Por isso, os achados da pesquisa podem abrir caminhos para novos estudos
focados no tema, especialmente em situações de alterações do sistema nervoso
simpático, como a hipertensão e a esteatose (acúmulo de gordura) hepática.
“A originalidade do
nosso trabalho foi mostrar que o sistema nervoso central, por meio de nervos
simpáticos, pode controlar CREB e ativar de novo a produção hepática de glicose
em uma situação de demanda energética.
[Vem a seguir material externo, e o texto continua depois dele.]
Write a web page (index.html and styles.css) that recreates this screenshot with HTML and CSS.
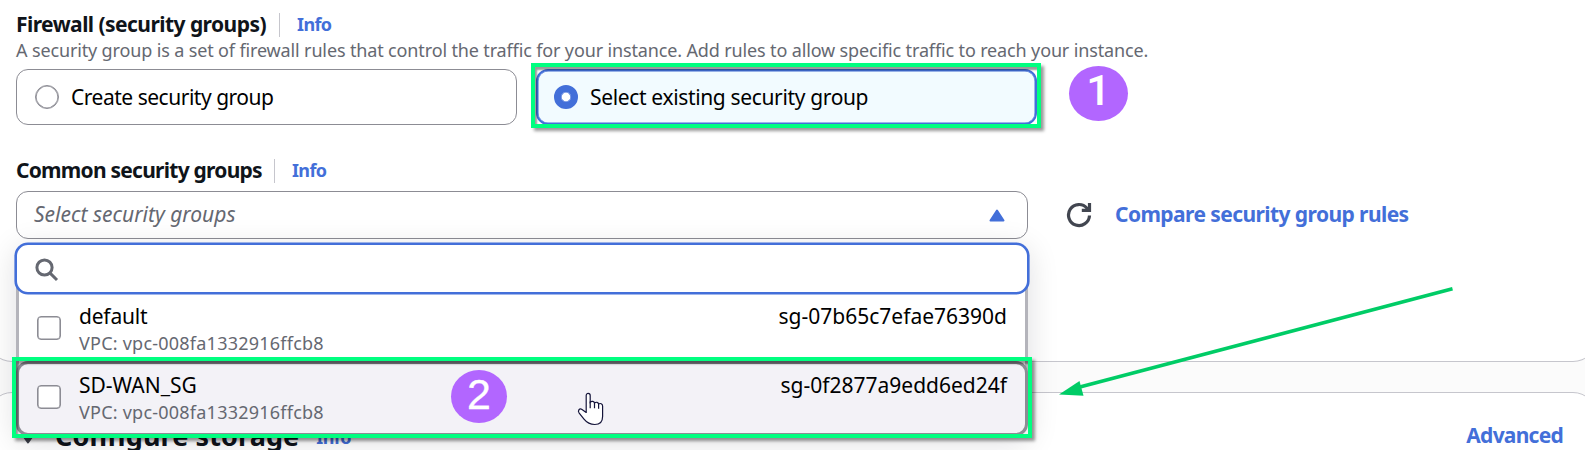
FILE: index.html
```html
<!DOCTYPE html>
<html lang="en">
<head>
<meta charset="utf-8">
<title>Launch an instance</title>
<link rel="stylesheet" href="styles.css">
</head>
<body>
<main class="page">
  <section class="panel network">
    <div class="field-head"><h3 class="label t-firewall">Firewall (security groups)</h3><a class="info">Info</a></div>
    <p class="desc">A security group is a set of firewall rules that control the traffic for your instance. Add rules to allow specific traffic to reach your instance.</p>
    <div class="tiles">
      <div class="tile"><span class="radio"></span><span class="t-create">Create security group</span></div>
      <div class="tile selected"><span class="radio"></span><span class="t-existing">Select existing security group</span>
        <div class="highlight hl-tile"></div>
      </div>
      <div class="badge badge-1"><span>1</span></div>
    </div>
    <div class="field-head second"><h3 class="label t-common">Common security groups</h3><a class="info">Info</a></div>
    <div class="select-row">
      <div class="select">
        <span class="placeholder">Select security groups</span>
        <svg class="caret" width="16" height="13" viewBox="0 0 16 13"><path d="M8 1.5 14.5 11.5H1.5Z" fill="#436fd9" stroke="#436fd9" stroke-width="2" stroke-linejoin="round"/></svg>
        <div class="dropdown">
          <div class="search">
            <svg width="24" height="24" viewBox="0 0 24 24" fill="none" stroke="#656871" stroke-width="3"><circle cx="9.5" cy="9.5" r="7.6"/><path d="M14.6 14.6 22 22"/></svg>
          </div>
          <div class="option">
            <span class="check"></span>
            <div class="option-main"><span class="t-default">default</span><small>VPC: vpc-008fa1332916ffcb8</small></div>
            <span class="sg sg-1">sg-07b65c7efae76390d</span>
          </div>
          <div class="option hovered">
            <span class="check"></span>
            <div class="option-main"><span class="t-sdwan">SD-WAN_SG</span><small>VPC: vpc-008fa1332916ffcb8</small></div>
            <span class="sg sg-2">sg-0f2877a9edd6ed24f</span>
            <div class="highlight hl-option"></div>
            <div class="badge badge-2"><span>2</span></div>
            <svg class="hand" width="28" height="34" viewBox="0 0 28 34"><path d="M9.2 21V3.4C9.2.6 13.2.6 13.2 3.4V10.2C14.6 8.7 17.3 9.3 17.5 11 19 9.6 21.4 10.3 21.6 12 23.2 10.9 25.6 11.7 25.6 14V24.5C25.6 29.8 22.4 32.5 17.8 32.5 12.5 32.5 9.5 30.3 7 27.2L2.2 21.1C.3 18.5 2.5 16 5 17.4L9.2 20.5" fill="#fff" stroke="#14143a" stroke-width="1.2"/><path d="M13.2 9.5V16.3M17.5 11V16.3M21.6 12V16.8" fill="none" stroke="#14143a" stroke-width="1.2"/></svg>
          </div>
        </div>
      </div>
      <svg class="refresh" width="26" height="26" viewBox="0 0 26 26" fill="none" stroke="#424650" stroke-width="3.2"><path d="M23.5 13.5A10.5 10.5 0 1 1 21 6.2L22.5 8"/><path d="M23.5 1V8.3H15.8"/></svg>
      <a class="compare">Compare security group rules</a>
    </div>
  </section>
  <section class="panel storage">
    <svg class="expander" width="14" height="10" viewBox="0 0 14 10"><path d="M2 1.5H12L7 8.5Z" fill="#424650" stroke="#424650" stroke-width="2" stroke-linejoin="round"/></svg>
    <h2 class="storage-title">Configure storage</h2><a class="info">Info</a><a class="advanced">Advanced</a>
  </section>
  <svg class="arrow" width="400" height="112" viewBox="0 0 400 112"><path d="M395.5 3.8 20 102.8" stroke="#00cc66" stroke-width="3.6"/><path d="M2 109.5 22.5 96 26.5 110.8Z" fill="#00cc66"/></svg>
</main>
</body>
</html>
```
FILE: styles.css
```css
* { box-sizing: border-box; }
body { margin: 0; background: #fbfbfb; color: #0f141a; font: 21px/27px "Noto Sans", "Open Sans", sans-serif; }
h2, h3, p { margin: 0; }
.page { position: relative; width: 1585px; height: 450px; overflow: hidden; }
.panel { width: 1609px; margin-left: -12px; background: #fff; border: 1px solid #c6c6cd; border-radius: 24px; }
.network { position: relative; z-index: 1; height: 362px; border-top: 0; border-radius: 0 0 24px 24px; padding: 10px 27px 0; }
.field-head { display: flex; height: 28px; align-items: center; white-space: nowrap; }
.label { font-size: 21px; font-weight: 700; line-height: 27px; padding-right: 13px; height: 27px; }
.t-firewall { letter-spacing: -0.55px; }
.t-common { letter-spacing: -0.75px; padding-right: 12px; }
.field-head .info { border-left: 1px solid #c6c6cd; padding-left: 17px; height: 24px; line-height: 23px; margin-top: 2px; }
.info { color: #436fd9; font-size: 18px; font-weight: 700; letter-spacing: -0.6px; }
.desc { color: #656871; font-size: 18px; line-height: 24px; height: 31px; white-space: nowrap; letter-spacing: -0.14px; }
.tiles { display: flex; gap: 19px; height: 56px; position: relative; }
.tile { width: 501px; height: 56px; border: 1px solid #8c8c94; border-radius: 12px; display: flex; align-items: center; gap: 12px; padding-left: 18px; position: relative; color: #000; white-space: nowrap; }
.radio, .check { width: 24px; height: 24px; border: 1px solid #8c8c94; box-shadow: inset 0 0 0 .6px #8c8c94; background: #fff; }
.radio { border-radius: 50%; }
.t-create { letter-spacing: -0.48px; }
.t-existing { letter-spacing: -0.35px; }
.selected { border: 2px solid #436fd9; box-shadow: inset 0 0 0 .5px #436fd9; background: #f2fbff; padding-left: 16px; }
.selected .radio { border: 7.5px solid #436fd9; box-shadow: inset 0 0 0 .6px #436fd9; }
.highlight { position: absolute; border: 4px solid #00ff80; box-shadow: 3px 3px 3px rgba(0,0,0,.4), inset 2px 3px 2px rgba(0,0,0,.4); }
.hl-tile { left: -7px; top: -8px; width: 510px; height: 65px; }
.badge { position: absolute; border-radius: 50%; background: #b266ff; color: #fff; text-align: center; }
.badge-1 { left: 1053px; top: -3px; width: 59px; height: 55px; font: 500 43px/48px Roboto, sans-serif; }
.second { margin-top: 31px; }
.second .info { margin-top: 1px; }
.select-row { display: flex; margin-top: 7px; align-items: center; height: 48px; white-space: nowrap; }
.select { position: relative; width: 1012px; height: 48px; border: 1px solid #8c8c94; border-radius: 12px; display: flex; align-items: center; justify-content: space-between; padding: 0 22px 0 17px; }
.placeholder { color: #656871; font-style: italic; margin-top: -1px; }
.dropdown { position: absolute; top: 51px; left: -1px; width: 1012px; height: 193px; background: #fff; border: 3px solid #b4b4bb; border-radius: 12px; box-shadow: 0 6px 30px 2px rgba(0,7,22,.12); color: #000; }
.search { margin: -3px -4px 1px; height: 51px; border: 2px solid #436fd9; box-shadow: 0 0 0 .6px #436fd9; border-radius: 13px; background: #fff; padding: 13px 0 0 18px; line-height: 0; }
.option { display: flex; height: 67px; padding: 8px 18px 0 18px; position: relative; }
.check { border-radius: 4px; margin-top: 13px; }
.option-main { display: flex; flex-direction: column; padding-left: 18px; }
.option-main small { font-size: 18px; line-height: 26px; color: #656871; letter-spacing: .23px; }
.t-default { letter-spacing: -0.2px; }
.sg { margin-left: auto; }
.hovered { height: 74px; margin: 0 -3px; padding: 10px 21px 0 21px; background: #f3f2f7; border-radius: 12px; }
.hovered::before { content: ""; position: absolute; inset: -1px 0 0; border: 3px solid #8c8c94; border-radius: 12px; }
.hl-option { left: -4px; top: -5px; width: 1020px; height: 81px; }
.badge-2 { left: 435px; top: 8px; width: 56px; height: 53px; font: 43px/48px "Liberation Sans", sans-serif; -webkit-text-stroke: .3px #fff; }
.hand { position: absolute; left: 561px; top: 30px; }
.refresh { margin-left: 38px; }
.compare { color: #436fd9; font-weight: 700; margin-left: 23px; margin-top: -1px; letter-spacing: -0.58px; }
.storage { margin-top: 30px; height: 150px; display: flex; padding: 24px 33px 0 31px; position: relative; z-index: 0; line-height: 36px; white-space: nowrap; }
.expander { margin: 17px 20px 0 1px; }
.storage-title { font-size: 27px; line-height: 38px; margin-right: 17px; letter-spacing: .1px; }
.storage .info { line-height: 40px; }
.advanced { color: #436fd9; font-weight: 700; margin-left: auto; letter-spacing: -0.75px; }
.arrow { position: absolute; left: 1057px; top: 285px; z-index: 2; }
```
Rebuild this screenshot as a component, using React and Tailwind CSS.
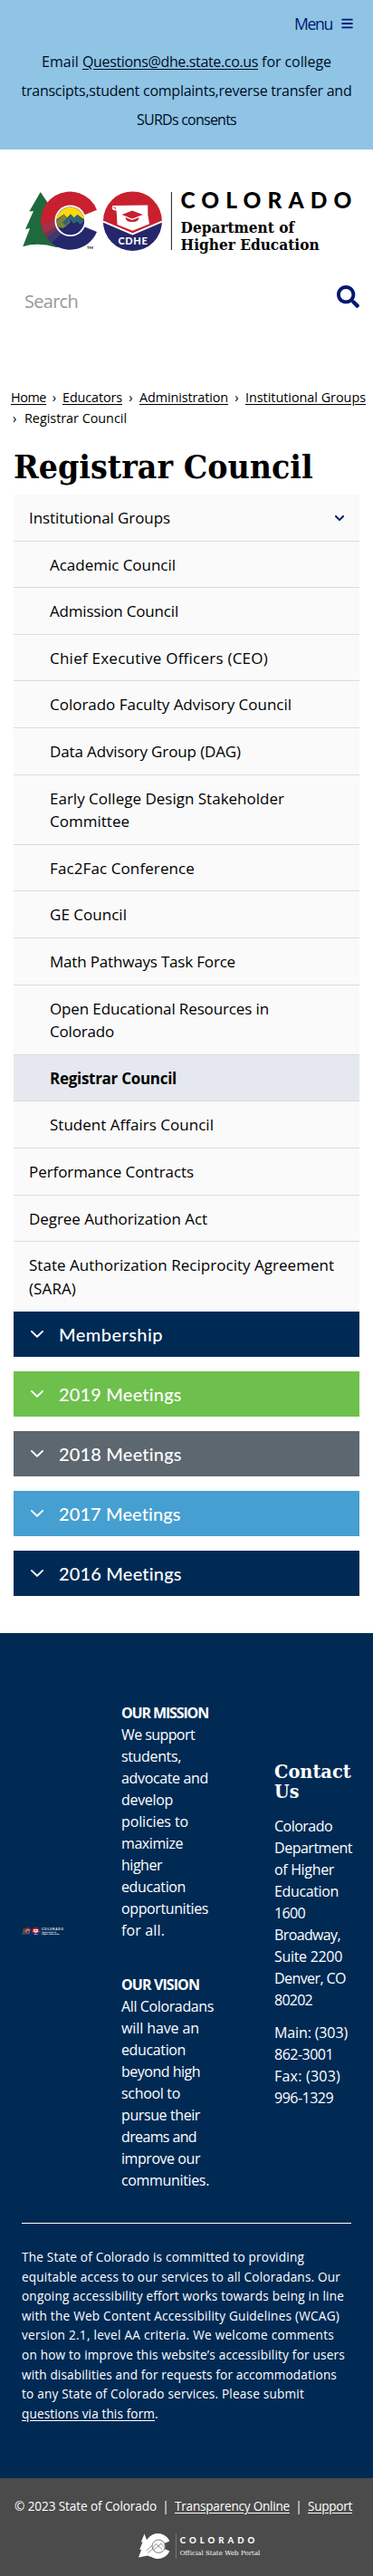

Descrevemos a anatomia da inervação que
chega ao fígado usando uma metodologia inédita no Brasil”, explica à Agência
FAPESP o professor Luiz Carlos Navegantes,
do Departamento de Fisiologia da Faculdade de Medicina de Ribeirão Preto da
Universidade de São Paulo (FMRP-USP), autor correspondente do artigo.
Os pesquisadores
usaram uma técnica chamada 3DISCO (sigla em inglês para three-dimensional
imaging of solvent-cleared organs) – um método histológico que torna as
amostras biológicas mais transparentes usando uma série de solventes orgânicos,
permitindo assim uma imagem tridimensional com os nervos em destaque.
O trabalho recebeu
apoio da FAPESP por meio de um Projeto Temático e
de bolsas de mestrado e doutorado (19/05900-6, 19/26583-9 e 21/05848-4)
concedidas ao biólogo Henrique Jorge Novaes Morgan,
primeiro autor do artigo, que venceu o Prêmio Álvaro Osório de Almeida,
concedido pela Sociedade Brasileira de Fisiologia em 2021.
Também participaram
do estudo pesquisadores da Universidade de Oxford (Reino Unido), do Instituto
Francis Crick (em Londres) e o professor Marc Montminy, do Salk Institute for
Biological Studies (Estados Unidos), que “descobriu” CREB e elucidou seu papel
como regulador do metabolismo energético, revelando potenciais alvos de
medicamentos para resistência à insulina, diabetes e obesidade.
Metodologia
Usando o
imunomapeamento em 3D, os cientistas analisaram a distribuição dos nervos
simpáticos no fígado dos camundongos, observando-se uma densa inervação
composta por fibras nervosas primárias espessas, que se ramificam, mas não
alcançam diretamente o hepatócito (célula do fígado).
Para investigar o
papel fisiológico da inervação, os animais foram expostos a baixas temperaturas
(4°C) por até seis horas. O estresse pelo frio ativou CREB/CRTC2, por meio de
um sinal de cálcio (Ca2+), para garantir o fornecimento de glicose para os
músculos, ajudando a manter o corpo dos roedores aquecido.
“Dando continuidade
aos estudos pioneiros do professor Renato Hélios Migliorini, fundador de nosso
laboratório, que na década de 1980 demonstrou que o sistema nervoso era capaz
de ativar a gliconeogênese, precisávamos entender o que acontecia em nível
molecular. Por isso, analisamos animais dos quais tiramos essa inervação do
fígado por meio de dois métodos diferentes – um químico e um cirúrgico – e em
camundongos transgênicos sem o CRTC2. Nesses casos, não houve a gliconeogênese
em resposta ao frio, ou seja, sem os nervos ou sem o coativador de CREB o
roedor não consegue produzir a glicose em situação de estresse. Com esses
resultados, estamos acrescentando um novo componente nas pesquisas”, completa
Navegantes.
O artigo Hepatic
noradrenergic innervation acts via CREB/CRTC2 to activate gluconeogenesis
during cold pode ser lido em www.sciencedirect.com/science/article/pii/S0026049524001677.